Job =>
In the data that follows, count the lines in which the word "with" occurs, and report that figure alone.

** BEGIN Provided material **

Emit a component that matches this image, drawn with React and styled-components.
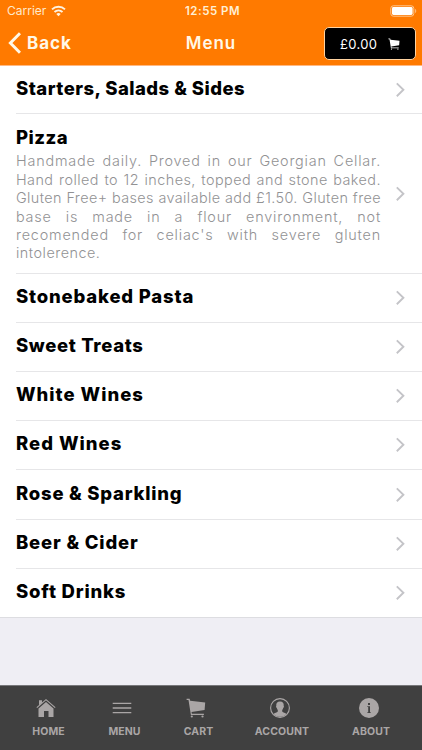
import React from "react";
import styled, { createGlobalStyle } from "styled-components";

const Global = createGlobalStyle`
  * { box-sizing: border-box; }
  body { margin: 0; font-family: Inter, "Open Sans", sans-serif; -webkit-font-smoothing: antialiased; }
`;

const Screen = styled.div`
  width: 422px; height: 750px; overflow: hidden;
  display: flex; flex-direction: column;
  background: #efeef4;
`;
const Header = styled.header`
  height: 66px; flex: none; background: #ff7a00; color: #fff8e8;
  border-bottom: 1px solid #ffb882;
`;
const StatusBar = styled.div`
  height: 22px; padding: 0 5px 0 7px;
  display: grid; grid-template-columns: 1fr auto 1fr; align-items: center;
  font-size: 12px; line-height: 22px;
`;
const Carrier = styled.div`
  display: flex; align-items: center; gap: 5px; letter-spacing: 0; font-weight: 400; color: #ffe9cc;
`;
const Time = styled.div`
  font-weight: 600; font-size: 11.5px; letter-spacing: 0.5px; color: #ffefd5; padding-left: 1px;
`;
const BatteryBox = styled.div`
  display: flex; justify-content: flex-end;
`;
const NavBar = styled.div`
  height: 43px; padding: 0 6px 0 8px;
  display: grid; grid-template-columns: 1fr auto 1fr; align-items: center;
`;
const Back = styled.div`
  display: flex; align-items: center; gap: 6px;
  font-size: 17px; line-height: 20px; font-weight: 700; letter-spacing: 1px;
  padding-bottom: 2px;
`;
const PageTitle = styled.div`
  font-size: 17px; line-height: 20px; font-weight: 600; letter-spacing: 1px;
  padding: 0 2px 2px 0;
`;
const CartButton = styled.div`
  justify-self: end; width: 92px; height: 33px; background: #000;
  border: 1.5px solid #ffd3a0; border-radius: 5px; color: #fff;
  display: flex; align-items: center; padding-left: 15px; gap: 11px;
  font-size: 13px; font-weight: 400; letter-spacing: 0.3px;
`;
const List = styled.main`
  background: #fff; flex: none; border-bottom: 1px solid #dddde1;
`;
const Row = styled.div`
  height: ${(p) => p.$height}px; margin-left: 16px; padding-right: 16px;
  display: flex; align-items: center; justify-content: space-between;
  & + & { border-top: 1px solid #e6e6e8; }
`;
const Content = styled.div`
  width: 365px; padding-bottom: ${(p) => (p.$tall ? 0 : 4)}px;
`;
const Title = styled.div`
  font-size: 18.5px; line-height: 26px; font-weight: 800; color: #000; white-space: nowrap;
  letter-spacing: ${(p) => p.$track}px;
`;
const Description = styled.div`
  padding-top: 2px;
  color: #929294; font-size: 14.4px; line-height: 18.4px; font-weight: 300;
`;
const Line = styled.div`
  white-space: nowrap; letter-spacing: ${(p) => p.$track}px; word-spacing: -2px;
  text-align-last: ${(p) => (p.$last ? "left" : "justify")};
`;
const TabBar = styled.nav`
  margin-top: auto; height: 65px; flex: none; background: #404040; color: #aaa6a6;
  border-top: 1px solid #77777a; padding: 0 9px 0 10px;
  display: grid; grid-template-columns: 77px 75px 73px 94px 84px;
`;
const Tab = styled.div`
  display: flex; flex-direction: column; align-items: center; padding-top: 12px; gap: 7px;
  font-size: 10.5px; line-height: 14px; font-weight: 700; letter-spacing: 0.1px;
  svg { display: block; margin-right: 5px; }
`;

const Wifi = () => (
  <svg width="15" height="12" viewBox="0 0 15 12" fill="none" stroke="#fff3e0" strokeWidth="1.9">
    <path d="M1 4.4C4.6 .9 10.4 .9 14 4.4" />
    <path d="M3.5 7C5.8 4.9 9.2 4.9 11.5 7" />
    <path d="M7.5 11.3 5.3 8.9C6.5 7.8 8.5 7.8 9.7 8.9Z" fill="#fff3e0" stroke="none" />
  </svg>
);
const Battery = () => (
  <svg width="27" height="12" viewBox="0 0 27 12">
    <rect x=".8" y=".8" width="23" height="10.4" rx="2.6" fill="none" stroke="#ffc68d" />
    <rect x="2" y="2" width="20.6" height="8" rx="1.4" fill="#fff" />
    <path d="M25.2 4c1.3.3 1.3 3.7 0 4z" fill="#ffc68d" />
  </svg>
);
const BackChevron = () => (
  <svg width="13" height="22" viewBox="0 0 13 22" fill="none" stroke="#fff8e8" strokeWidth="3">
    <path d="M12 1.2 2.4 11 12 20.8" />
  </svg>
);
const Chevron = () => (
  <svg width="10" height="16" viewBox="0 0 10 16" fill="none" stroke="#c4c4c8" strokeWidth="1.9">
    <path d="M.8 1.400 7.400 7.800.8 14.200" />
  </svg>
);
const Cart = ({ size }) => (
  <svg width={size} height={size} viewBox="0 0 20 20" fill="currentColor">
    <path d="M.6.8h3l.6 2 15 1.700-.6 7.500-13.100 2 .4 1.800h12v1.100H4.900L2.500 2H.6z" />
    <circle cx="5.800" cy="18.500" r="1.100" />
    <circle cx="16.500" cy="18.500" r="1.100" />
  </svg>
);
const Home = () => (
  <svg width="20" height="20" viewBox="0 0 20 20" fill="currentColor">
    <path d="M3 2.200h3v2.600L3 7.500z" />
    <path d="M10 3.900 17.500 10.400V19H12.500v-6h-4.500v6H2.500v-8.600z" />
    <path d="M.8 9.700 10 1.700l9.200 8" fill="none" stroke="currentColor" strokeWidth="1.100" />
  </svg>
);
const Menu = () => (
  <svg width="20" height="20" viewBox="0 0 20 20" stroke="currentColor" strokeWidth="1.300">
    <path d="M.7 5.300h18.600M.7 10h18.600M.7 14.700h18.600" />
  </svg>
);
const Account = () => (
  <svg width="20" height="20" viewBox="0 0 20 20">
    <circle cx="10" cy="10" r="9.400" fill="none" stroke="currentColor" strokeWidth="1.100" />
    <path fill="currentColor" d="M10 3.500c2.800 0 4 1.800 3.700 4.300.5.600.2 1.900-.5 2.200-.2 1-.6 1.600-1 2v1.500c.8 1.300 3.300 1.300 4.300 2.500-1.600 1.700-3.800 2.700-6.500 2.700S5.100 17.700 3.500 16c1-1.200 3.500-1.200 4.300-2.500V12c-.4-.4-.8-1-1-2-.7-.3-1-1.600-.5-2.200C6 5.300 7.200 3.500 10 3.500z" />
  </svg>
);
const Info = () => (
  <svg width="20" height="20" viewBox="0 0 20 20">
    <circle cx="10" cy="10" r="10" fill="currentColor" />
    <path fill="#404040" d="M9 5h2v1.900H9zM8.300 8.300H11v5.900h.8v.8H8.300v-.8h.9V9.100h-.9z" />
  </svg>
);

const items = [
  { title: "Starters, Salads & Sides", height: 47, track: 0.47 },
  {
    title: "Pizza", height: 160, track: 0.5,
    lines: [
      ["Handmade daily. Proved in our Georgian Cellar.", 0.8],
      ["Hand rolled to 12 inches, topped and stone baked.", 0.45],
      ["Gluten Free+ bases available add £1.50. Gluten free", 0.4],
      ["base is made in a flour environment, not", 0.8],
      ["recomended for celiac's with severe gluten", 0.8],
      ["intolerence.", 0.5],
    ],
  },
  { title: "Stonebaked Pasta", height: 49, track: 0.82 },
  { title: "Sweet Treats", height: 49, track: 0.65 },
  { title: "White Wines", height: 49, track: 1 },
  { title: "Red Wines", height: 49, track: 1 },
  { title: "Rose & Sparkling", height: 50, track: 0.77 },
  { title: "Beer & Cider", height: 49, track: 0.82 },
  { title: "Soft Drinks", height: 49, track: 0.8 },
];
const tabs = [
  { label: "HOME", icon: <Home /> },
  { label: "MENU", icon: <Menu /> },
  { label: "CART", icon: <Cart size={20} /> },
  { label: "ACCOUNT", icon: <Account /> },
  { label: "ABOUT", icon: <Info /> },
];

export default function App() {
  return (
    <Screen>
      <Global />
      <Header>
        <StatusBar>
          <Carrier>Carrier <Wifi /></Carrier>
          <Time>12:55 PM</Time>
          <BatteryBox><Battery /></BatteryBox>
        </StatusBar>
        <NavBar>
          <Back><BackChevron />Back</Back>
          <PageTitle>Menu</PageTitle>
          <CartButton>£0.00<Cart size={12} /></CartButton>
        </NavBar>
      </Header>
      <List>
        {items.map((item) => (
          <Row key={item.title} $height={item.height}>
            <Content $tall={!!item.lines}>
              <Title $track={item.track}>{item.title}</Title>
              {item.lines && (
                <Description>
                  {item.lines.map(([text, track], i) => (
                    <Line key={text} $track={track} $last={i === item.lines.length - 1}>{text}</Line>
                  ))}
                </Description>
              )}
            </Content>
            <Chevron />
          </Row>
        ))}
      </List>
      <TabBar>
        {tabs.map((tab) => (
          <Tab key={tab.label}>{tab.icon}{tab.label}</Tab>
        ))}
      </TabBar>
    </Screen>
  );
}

** END Provided material **

Written solution =>
2